The putative functions of the members of the chromatin remodelling families in plant systems: the callout boxes indicate the functions that have been detected mainly by genetic approaches in Arabidopsis as described by Hsieh and Fischer (2005). The table at the bottom indicates the classification of remodellers belonging to the SNF2 superfamily ATPase protein sequences from www.chromdb.org with chromdb i.d. for Arabidopsis, maize and rice on the basis of the domains annotated in the Conserved Domain Database (CDD) www.ncbi.nlm.nih.gov/Structure/cdd/cdd.shtml. The sequences [42 from Arabidopsis, 47 from maize, 42 and 40 from rice (japonica and indica) and 14 from wheat], which were annotated as the SNF2 super family, were used for analysis.

Fig. 3.

Profile of DNA isolated from the soluble chromatin: DNA was extracted from fractionated nucleosomes obtained from chromatin derived from MNase-treated wheat nuclei and analysed on 1 % agarose gel. The lane numbers (25–39) indicate fraction numbers. Lane M: 100-bp DNA ladder. Chromatin from fractions 29 and 30 (boxed) was pooled, concentrated and used as ‘donor chromatin’ for the remodelling assay.

Fig. 4.

Nucleosome reconstitution in vitro: mononucleosomes were assembled in vitro both non-enzymatically and enzymatically as described in the Material and methods. Lane 1, mobility shift of NPS due to binding of histone octamer by the salt jump method.
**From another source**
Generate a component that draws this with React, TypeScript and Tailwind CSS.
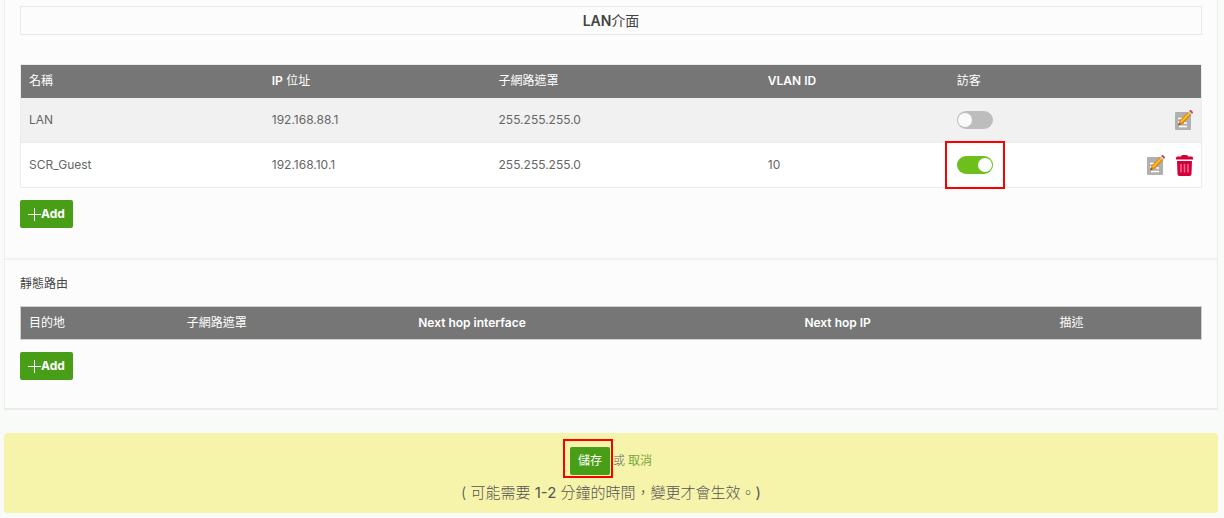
// src/App.tsx
import { useState } from 'react'

interface LanRow { name: string; ip: string; mask: string; vlan: string; guest: boolean; removable: boolean }

const LAN_ROWS: LanRow[] = [
  { name: 'LAN', ip: '192.168.88.1', mask: '255.255.255.0', vlan: '', guest: false, removable: false },
  { name: 'SCR_Guest', ip: '192.168.10.1', mask: '255.255.255.0', vlan: '10', guest: true, removable: true },
]

function EditIcon() {
  return (
    <svg width="18" height="20" viewBox="0 0 18 20" aria-hidden="true">
      <rect x="0" y="2" width="16" height="18" rx="1" fill="#b0b0b0" />
      <path d="M3 8.5h4M3 12h2M4 16.5h8M9 13h3" stroke="#fff" strokeWidth="1.3" />
      <path d="M3.4 15.2l1-4.4L13 2l3.2 3-8.6 9z" fill="#e08a10" />
      <path d="M5.8 12.2l8.6-8.8" stroke="#ffc928" strokeWidth="1.6" />
      <path d="M3.4 15.2l.5-2.3 1.7 1.6z" fill="#5a4632" />
      <path d="M13 2l1.2-1.2 3.1 3L16.2 5z" fill="#c9d3d8" />
      <path d="M14.2.8l.7-.6q.6-.4 1.2.1l1.6 1.5q.5.6 0 1.2l-.5.7z" fill="#d4315c" />
    </svg>
  )
}

function TrashIcon() {
  return (
    <svg width="17" height="21" viewBox="0 0 17 21" aria-hidden="true">
      <path d="M0 3q0-1.5 1.5-1.5H5Q5.2 0 6.5 0h4Q11.800 0 12 1.500h3.500Q17 1.500 17 3v1.500H0z" fill="#d4003c" />
      <path d="M1 6h15l-.5 13q0 2-2 2h-10q-2 0-2-2z" fill="#d4003c" />
      <path d="M5 9v8.500M8.500 9v8.500M12 9v8.500" stroke="#f06a8c" strokeWidth="1.500" />
    </svg>
  )
}

function AddButton() {
  return (
    <button type="button" className="flex h-7 items-center rounded-xs bg-[#489e16] px-2 text-xs font-bold text-white hover:bg-[#3f8c12]">
      <svg width="13" height="13" viewBox="0 0 13 13" aria-hidden="true">
        <path d="M6.5 0v13M0 6.5h13" stroke="#fff" strokeWidth="1" />
      </svg>
      Add
    </button>
  )
}

function GuestSwitch({ label, initial }: { label: string; initial: boolean }) {
  const [on, setOn] = useState(initial)
  return (
    <input
      type="checkbox"
      role="switch"
      aria-label={label}
      checked={on}
      onChange={e => setOn(e.target.checked)}
      className="flex h-[18px] w-9 cursor-pointer appearance-none items-center rounded-full bg-[#bdbdbd] px-px before:size-[14px] before:rounded-full before:bg-[#fafafa] checked:justify-end checked:bg-[#6dc01b] checked:before:bg-white"
    />
  )
}

export default function App() {
  return (
    <div
      lang="zh-Hant"
      className="min-h-screen bg-[#f9fbf8] pr-1.5 pb-1 pl-1 font-['Inter','Noto_Sans_CJK_TC',sans-serif] text-xs text-[#666]"
    >
      <main className="border-x border-b-2 border-[#ececec] bg-[#fcfcfc]">
        <section className="px-[15px] pt-1.5 pb-[30px]">
          <h2 className="flex h-[29px] items-center justify-center border border-[#e8e8e8] text-sm text-[#444]">
            <b className="font-semibold">LAN</b>介面
          </h2>

          <table className="mt-[29px] w-full table-fixed border-collapse border border-[#ececec] bg-white text-left">
            <colgroup>
              <col className="w-[20.6%]" />
              <col className="w-[19.2%]" />
              <col className="w-[22.8%]" />
              <col className="w-[16%]" />
              <col />
            </colgroup>
            <thead>
              <tr className="h-[33px] bg-[#767676] text-white">
                <th className="px-2 font-normal">名稱</th>
                <th className="px-2 font-normal"><b className="font-semibold">IP</b> 位址</th>
                <th className="px-2 font-normal">子網路遮罩</th>
                <th className="px-2 font-semibold">VLAN ID</th>
                <th className="px-2 font-normal">訪客</th>
              </tr>
            </thead>
            <tbody>
              {LAN_ROWS.map(row => (
                <tr key={row.name} className="h-[45px] border-b border-[#ececec] odd:bg-[#f1f1f1]">
                  <td className="px-2">{row.name}</td>
                  <td className="px-2">{row.ip}</td>
                  <td className="px-2">{row.mask}</td>
                  <td className="px-2">{row.vlan}</td>
                  <td className="px-2">
                    <div className="flex items-center justify-between">
                      <div className="relative">
                        <GuestSwitch label={`訪客 ${row.name}`} initial={row.guest} />
                        {row.guest && <span className="pointer-events-none absolute -inset-x-3 -inset-y-[15px] border-2 border-[#fa0000]" />}
                      </div>
                      <div className="flex items-center gap-[11px]">
                        <button type="button" aria-label="編輯"><EditIcon /></button>
                        {row.removable && <button type="button" aria-label="刪除"><TrashIcon /></button>}
                      </div>
                    </div>
                  </td>
                </tr>
              ))}
            </tbody>
          </table>

          <div className="mt-3">
            <AddButton />
          </div>
        </section>

        <section className="border-t-2 border-[#f1f1f1] px-[15px] pt-4 pb-7">
          <h3 className="leading-4 text-[#444]">靜態路由</h3>

          <table className="mt-3.5 w-full table-fixed border-collapse border border-[#d0d0d0] text-left">
            <colgroup>
              <col className="w-[13.4%]" />
              <col className="w-[19.6%]" />
              <col className="w-[32.7%]" />
              <col className="w-[21.6%]" />
              <col />
            </colgroup>
            <thead>
              <tr className="h-[33px] bg-[#767676] text-white">
                <th className="px-2 font-normal">目的地</th>
                <th className="px-2 font-normal">子網路遮罩</th>
                <th className="px-2 font-semibold">Next hop interface</th>
                <th className="px-2 font-semibold">Next hop IP</th>
                <th className="px-2 font-normal">描述</th>
              </tr>
            </thead>
          </table>

          <div className="mt-3">
            <AddButton />
          </div>
        </section>
      </main>

      <footer className="mt-[23px] flex flex-col items-center gap-2 rounded bg-[#f6f3aa] pt-3.5 pb-2.5">
        <div className="flex items-center gap-[3px]">
          <div className="relative">
            <button type="submit" className="h-7 rounded-xs bg-[#489e16] px-2 text-white hover:bg-[#3f8c12]">儲存</button>
            <span className="pointer-events-none absolute -top-2 -right-[3px] -bottom-[3px] -left-[7px] border-2 border-[#fa0000]" />
          </div>
          <span className="font-light">或</span>
          <a href="#cancel" className="text-[#76a83c]">取消</a>
        </div>
        <p className="text-[15px] leading-5 font-light text-[#555]">
          ( 可能需要 <span className="font-normal">1-2</span> 分鐘的時間，變更才會生效。<span className="font-normal">)</span>
        </p>
      </footer>
    </div>
  )
}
Lane 2, mobility shift of NPS due to ATP-dependent displacement of histone octamer in trans; Lane 3, free NPS.

Fig. 5.

(A) Schematic representation of histone octamer trans-transfer activity: the cartoon shows that the labelled NPS assembles into a mononucleosome in the presence of the chromatin remodeler and ATP, resulting in reduction in its mobility on PAGE. In the absence of ATP and/or remodeller the trans-transfer would not occur and hence there will be no reduction in the mobility of the labelled NPS. (B) Histone octamer trans-transfer activity of the elutes from cellulose phosphate: lane 1, activity eluted with SSB-0·2; lane 2, SSB-0·35; lane 3, SSB-0·5; lane 4, SSB-0·75; lane 5, free NPS.

Fig. 6.

Time course of chromatin remodelling activity: lanes 1–4, 15, 30, 45 and 60 min incubation, respectively, of the assay mixture. Lane 5, free NPS.

Fig. 7.

Chromatin remodelling activity in the presence of ATP and ATP analogues: lane 1, free NPS; lane 2, with ATP; lane 3, without ATP; lane 4, with ATPγS; lane 5, with AMP-PNP; lane 6, with ADP as mentioned at the bottom of each lane.

Fig. 8.

ATPase assay of the chromatin remodelling complex: the x-axis depicts the assay conditions and y-axis shows the concentration of ³²Pi released from hydrolysis of ATP in terms of counts (cpm). Nucl., donor chromatin as oligo-nucleosomal DNA; CRC, chromatin remodelling complexes.